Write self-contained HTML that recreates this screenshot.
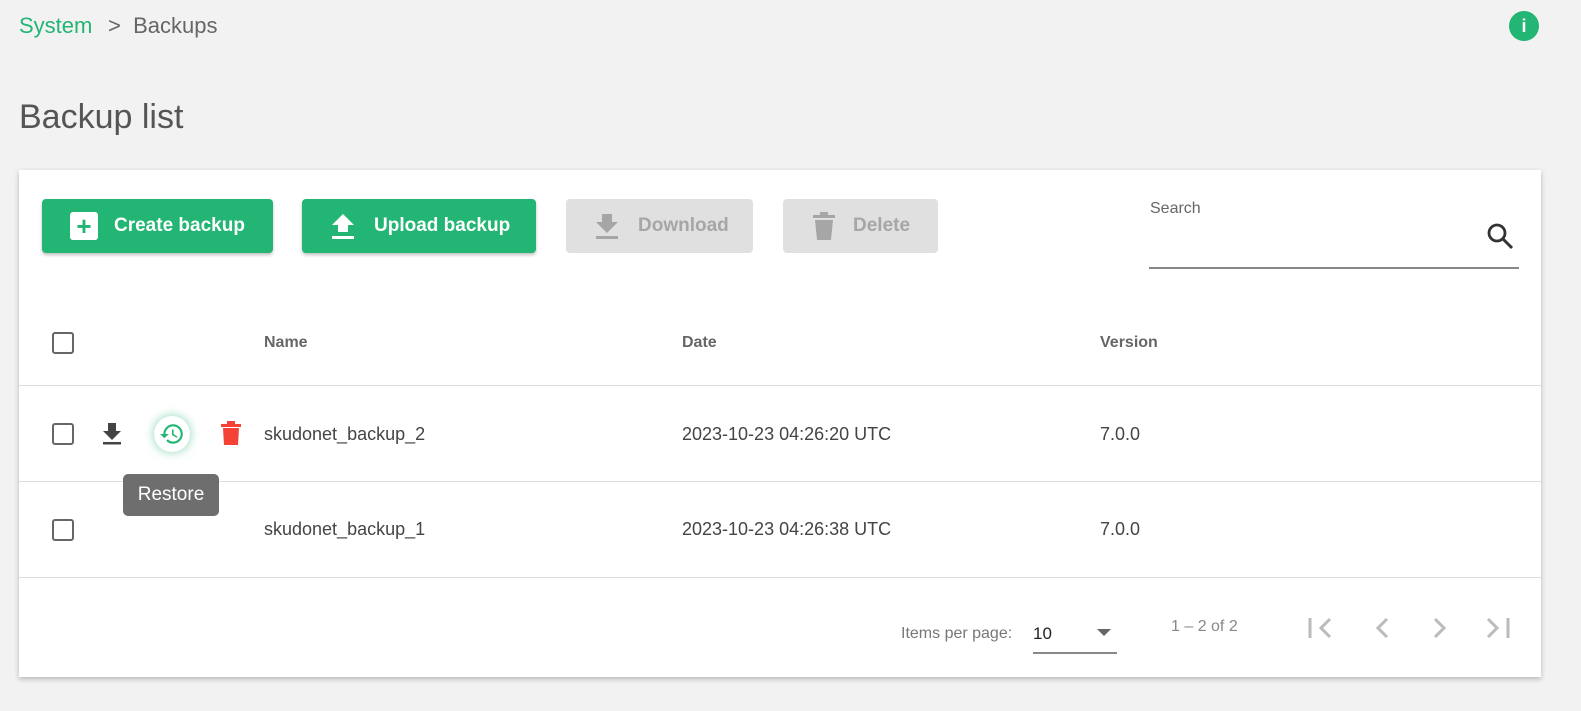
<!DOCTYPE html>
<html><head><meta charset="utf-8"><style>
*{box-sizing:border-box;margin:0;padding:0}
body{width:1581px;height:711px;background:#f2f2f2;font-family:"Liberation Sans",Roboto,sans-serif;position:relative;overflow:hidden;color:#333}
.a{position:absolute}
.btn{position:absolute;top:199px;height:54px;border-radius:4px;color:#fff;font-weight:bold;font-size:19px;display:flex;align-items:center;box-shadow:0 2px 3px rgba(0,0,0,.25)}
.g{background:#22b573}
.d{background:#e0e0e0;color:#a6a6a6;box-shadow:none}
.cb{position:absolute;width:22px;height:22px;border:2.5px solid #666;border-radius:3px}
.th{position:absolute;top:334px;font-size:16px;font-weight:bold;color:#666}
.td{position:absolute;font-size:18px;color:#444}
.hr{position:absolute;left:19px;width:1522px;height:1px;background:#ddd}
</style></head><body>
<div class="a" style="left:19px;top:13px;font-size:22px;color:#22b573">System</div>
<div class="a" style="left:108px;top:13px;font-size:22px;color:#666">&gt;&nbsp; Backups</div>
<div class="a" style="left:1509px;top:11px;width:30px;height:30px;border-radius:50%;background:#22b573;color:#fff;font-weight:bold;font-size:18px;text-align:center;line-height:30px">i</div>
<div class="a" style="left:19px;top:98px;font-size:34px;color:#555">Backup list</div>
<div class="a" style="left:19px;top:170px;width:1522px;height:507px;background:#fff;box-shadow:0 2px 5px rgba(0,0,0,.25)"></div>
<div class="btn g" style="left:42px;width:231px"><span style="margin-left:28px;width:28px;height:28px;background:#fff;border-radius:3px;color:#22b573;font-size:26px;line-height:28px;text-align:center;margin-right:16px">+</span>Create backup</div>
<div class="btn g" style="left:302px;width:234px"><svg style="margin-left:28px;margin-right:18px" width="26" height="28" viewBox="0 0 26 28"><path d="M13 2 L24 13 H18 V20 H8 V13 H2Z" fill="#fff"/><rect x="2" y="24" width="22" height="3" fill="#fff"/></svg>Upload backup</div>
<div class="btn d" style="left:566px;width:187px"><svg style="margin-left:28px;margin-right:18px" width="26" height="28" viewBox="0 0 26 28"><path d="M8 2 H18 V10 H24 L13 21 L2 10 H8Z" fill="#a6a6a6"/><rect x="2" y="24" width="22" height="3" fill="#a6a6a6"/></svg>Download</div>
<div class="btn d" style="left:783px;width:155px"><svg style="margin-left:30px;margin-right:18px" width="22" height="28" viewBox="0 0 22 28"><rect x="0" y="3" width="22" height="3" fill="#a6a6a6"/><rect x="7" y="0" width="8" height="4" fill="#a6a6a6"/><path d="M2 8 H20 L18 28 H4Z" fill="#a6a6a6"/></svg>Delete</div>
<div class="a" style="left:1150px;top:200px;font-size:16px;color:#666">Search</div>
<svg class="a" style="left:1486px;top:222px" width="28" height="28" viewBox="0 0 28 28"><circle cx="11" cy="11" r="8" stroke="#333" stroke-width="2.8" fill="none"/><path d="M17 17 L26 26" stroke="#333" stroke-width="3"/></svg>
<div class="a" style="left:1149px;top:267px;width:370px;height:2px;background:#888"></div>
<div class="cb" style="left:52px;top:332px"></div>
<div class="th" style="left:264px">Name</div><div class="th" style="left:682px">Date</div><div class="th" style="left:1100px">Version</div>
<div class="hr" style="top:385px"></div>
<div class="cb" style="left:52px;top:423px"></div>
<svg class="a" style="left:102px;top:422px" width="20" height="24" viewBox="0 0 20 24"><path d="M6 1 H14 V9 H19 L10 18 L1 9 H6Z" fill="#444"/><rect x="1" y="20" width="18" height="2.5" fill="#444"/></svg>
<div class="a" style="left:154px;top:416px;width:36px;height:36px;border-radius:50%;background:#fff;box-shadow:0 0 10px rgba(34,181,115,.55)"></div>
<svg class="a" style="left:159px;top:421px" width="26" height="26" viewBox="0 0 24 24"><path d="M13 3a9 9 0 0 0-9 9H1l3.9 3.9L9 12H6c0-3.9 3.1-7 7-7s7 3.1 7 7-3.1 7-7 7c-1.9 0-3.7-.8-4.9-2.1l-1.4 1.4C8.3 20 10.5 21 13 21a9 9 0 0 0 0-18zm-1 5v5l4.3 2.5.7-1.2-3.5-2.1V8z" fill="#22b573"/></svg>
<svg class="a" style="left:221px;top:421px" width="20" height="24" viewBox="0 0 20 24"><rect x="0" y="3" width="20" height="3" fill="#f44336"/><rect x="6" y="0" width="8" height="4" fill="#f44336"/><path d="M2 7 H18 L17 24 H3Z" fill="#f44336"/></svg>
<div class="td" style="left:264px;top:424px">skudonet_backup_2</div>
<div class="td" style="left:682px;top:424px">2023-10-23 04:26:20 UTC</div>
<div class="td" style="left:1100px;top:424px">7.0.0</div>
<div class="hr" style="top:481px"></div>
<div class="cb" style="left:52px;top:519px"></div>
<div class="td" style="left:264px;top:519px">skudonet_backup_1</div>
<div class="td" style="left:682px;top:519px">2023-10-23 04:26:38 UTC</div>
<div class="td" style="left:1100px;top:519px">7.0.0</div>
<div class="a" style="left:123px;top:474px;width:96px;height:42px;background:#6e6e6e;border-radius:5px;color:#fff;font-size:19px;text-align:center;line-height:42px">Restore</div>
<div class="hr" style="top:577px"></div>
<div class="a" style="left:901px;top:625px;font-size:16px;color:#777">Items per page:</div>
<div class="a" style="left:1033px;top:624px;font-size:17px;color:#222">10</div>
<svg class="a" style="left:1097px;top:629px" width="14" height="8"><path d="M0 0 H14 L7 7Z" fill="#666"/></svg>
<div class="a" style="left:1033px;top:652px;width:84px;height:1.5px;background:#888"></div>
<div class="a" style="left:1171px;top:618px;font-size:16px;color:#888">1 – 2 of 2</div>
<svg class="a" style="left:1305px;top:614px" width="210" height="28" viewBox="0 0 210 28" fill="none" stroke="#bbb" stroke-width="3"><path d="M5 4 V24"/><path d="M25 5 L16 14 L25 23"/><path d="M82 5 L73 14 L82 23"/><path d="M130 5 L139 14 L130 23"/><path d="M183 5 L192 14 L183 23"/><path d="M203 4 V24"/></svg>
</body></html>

____

What to produce: Set every line down exactly as written, leaving each picture out.

Written answer:
Write self-contained HTML that recreates this screenshot.
<!DOCTYPE html>
<html><head><meta charset="utf-8"><style>
*{box-sizing:border-box;margin:0;padding:0}
body{width:1581px;height:711px;background:#f2f2f2;font-family:"Liberation Sans",Roboto,sans-serif;position:relative;overflow:hidden;color:#333}
.a{position:absolute}
.btn{position:absolute;top:199px;height:54px;border-radius:4px;color:#fff;font-weight:bold;font-size:19px;display:flex;align-items:center;box-shadow:0 2px 3px rgba(0,0,0,.25)}
.g{background:#22b573}
.d{background:#e0e0e0;color:#a6a6a6;box-shadow:none}
.cb{position:absolute;width:22px;height:22px;border:2.5px solid #666;border-radius:3px}
.th{position:absolute;top:334px;font-size:16px;font-weight:bold;color:#666}
.td{position:absolute;font-size:18px;color:#444}
.hr{position:absolute;left:19px;width:1522px;height:1px;background:#ddd}
</style></head><body>
<div class="a" style="left:19px;top:13px;font-size:22px;color:#22b573">System</div>
<div class="a" style="left:108px;top:13px;font-size:22px;color:#666">&gt;&nbsp; Backups</div>
<div class="a" style="left:1509px;top:11px;width:30px;height:30px;border-radius:50%;background:#22b573;color:#fff;font-weight:bold;font-size:18px;text-align:center;line-height:30px">i</div>
<div class="a" style="left:19px;top:98px;font-size:34px;color:#555">Backup list</div>
<div class="a" style="left:19px;top:170px;width:1522px;height:507px;background:#fff;box-shadow:0 2px 5px rgba(0,0,0,.25)"></div>
<div class="btn g" style="left:42px;width:231px"><span style="margin-left:28px;width:28px;height:28px;background:#fff;border-radius:3px;color:#22b573;font-size:26px;line-height:28px;text-align:center;margin-right:16px">+</span>Create backup</div>
<div class="btn g" style="left:302px;width:234px"><svg style="margin-left:28px;margin-right:18px" width="26" height="28" viewBox="0 0 26 28"><path d="M13 2 L24 13 H18 V20 H8 V13 H2Z" fill="#fff"/><rect x="2" y="24" width="22" height="3" fill="#fff"/></svg>Upload backup</div>
<div class="btn d" style="left:566px;width:187px"><svg style="margin-left:28px;margin-right:18px" width="26" height="28" viewBox="0 0 26 28"><path d="M8 2 H18 V10 H24 L13 21 L2 10 H8Z" fill="#a6a6a6"/><rect x="2" y="24" width="22" height="3" fill="#a6a6a6"/></svg>Download</div>
<div class="btn d" style="left:783px;width:155px"><svg style="margin-left:30px;margin-right:18px" width="22" height="28" viewBox="0 0 22 28"><rect x="0" y="3" width="22" height="3" fill="#a6a6a6"/><rect x="7" y="0" width="8" height="4" fill="#a6a6a6"/><path d="M2 8 H20 L18 28 H4Z" fill="#a6a6a6"/></svg>Delete</div>
<div class="a" style="left:1150px;top:200px;font-size:16px;color:#666">Search</div>
<svg class="a" style="left:1486px;top:222px" width="28" height="28" viewBox="0 0 28 28"><circle cx="11" cy="11" r="8" stroke="#333" stroke-width="2.8" fill="none"/><path d="M17 17 L26 26" stroke="#333" stroke-width="3"/></svg>
<div class="a" style="left:1149px;top:267px;width:370px;height:2px;background:#888"></div>
<div class="cb" style="left:52px;top:332px"></div>
<div class="th" style="left:264px">Name</div><div class="th" style="left:682px">Date</div><div class="th" style="left:1100px">Version</div>
<div class="hr" style="top:385px"></div>
<div class="cb" style="left:52px;top:423px"></div>
<svg class="a" style="left:102px;top:422px" width="20" height="24" viewBox="0 0 20 24"><path d="M6 1 H14 V9 H19 L10 18 L1 9 H6Z" fill="#444"/><rect x="1" y="20" width="18" height="2.5" fill="#444"/></svg>
<div class="a" style="left:154px;top:416px;width:36px;height:36px;border-radius:50%;background:#fff;box-shadow:0 0 10px rgba(34,181,115,.55)"></div>
<svg class="a" style="left:159px;top:421px" width="26" height="26" viewBox="0 0 24 24"><path d="M13 3a9 9 0 0 0-9 9H1l3.9 3.9L9 12H6c0-3.9 3.1-7 7-7s7 3.1 7 7-3.1 7-7 7c-1.9 0-3.7-.8-4.9-2.1l-1.4 1.4C8.3 20 10.5 21 13 21a9 9 0 0 0 0-18zm-1 5v5l4.3 2.5.7-1.2-3.5-2.1V8z" fill="#22b573"/></svg>
<svg class="a" style="left:221px;top:421px" width="20" height="24" viewBox="0 0 20 24"><rect x="0" y="3" width="20" height="3" fill="#f44336"/><rect x="6" y="0" width="8" height="4" fill="#f44336"/><path d="M2 7 H18 L17 24 H3Z" fill="#f44336"/></svg>
<div class="td" style="left:264px;top:424px">skudonet_backup_2</div>
<div class="td" style="left:682px;top:424px">2023-10-23 04:26:20 UTC</div>
<div class="td" style="left:1100px;top:424px">7.0.0</div>
<div class="hr" style="top:481px"></div>
<div class="cb" style="left:52px;top:519px"></div>
<div class="td" style="left:264px;top:519px">skudonet_backup_1</div>
<div class="td" style="left:682px;top:519px">2023-10-23 04:26:38 UTC</div>
<div class="td" style="left:1100px;top:519px">7.0.0</div>
<div class="a" style="left:123px;top:474px;width:96px;height:42px;background:#6e6e6e;border-radius:5px;color:#fff;font-size:19px;text-align:center;line-height:42px">Restore</div>
<div class="hr" style="top:577px"></div>
<div class="a" style="left:901px;top:625px;font-size:16px;color:#777">Items per page:</div>
<div class="a" style="left:1033px;top:624px;font-size:17px;color:#222">10</div>
<svg class="a" style="left:1097px;top:629px" width="14" height="8"><path d="M0 0 H14 L7 7Z" fill="#666"/></svg>
<div class="a" style="left:1033px;top:652px;width:84px;height:1.5px;background:#888"></div>
<div class="a" style="left:1171px;top:618px;font-size:16px;color:#888">1 – 2 of 2</div>
<svg class="a" style="left:1305px;top:614px" width="210" height="28" viewBox="0 0 210 28" fill="none" stroke="#bbb" stroke-width="3"><path d="M5 4 V24"/><path d="M25 5 L16 14 L25 23"/><path d="M82 5 L73 14 L82 23"/><path d="M130 5 L139 14 L130 23"/><path d="M183 5 L192 14 L183 23"/><path d="M203 4 V24"/></svg>
</body></html>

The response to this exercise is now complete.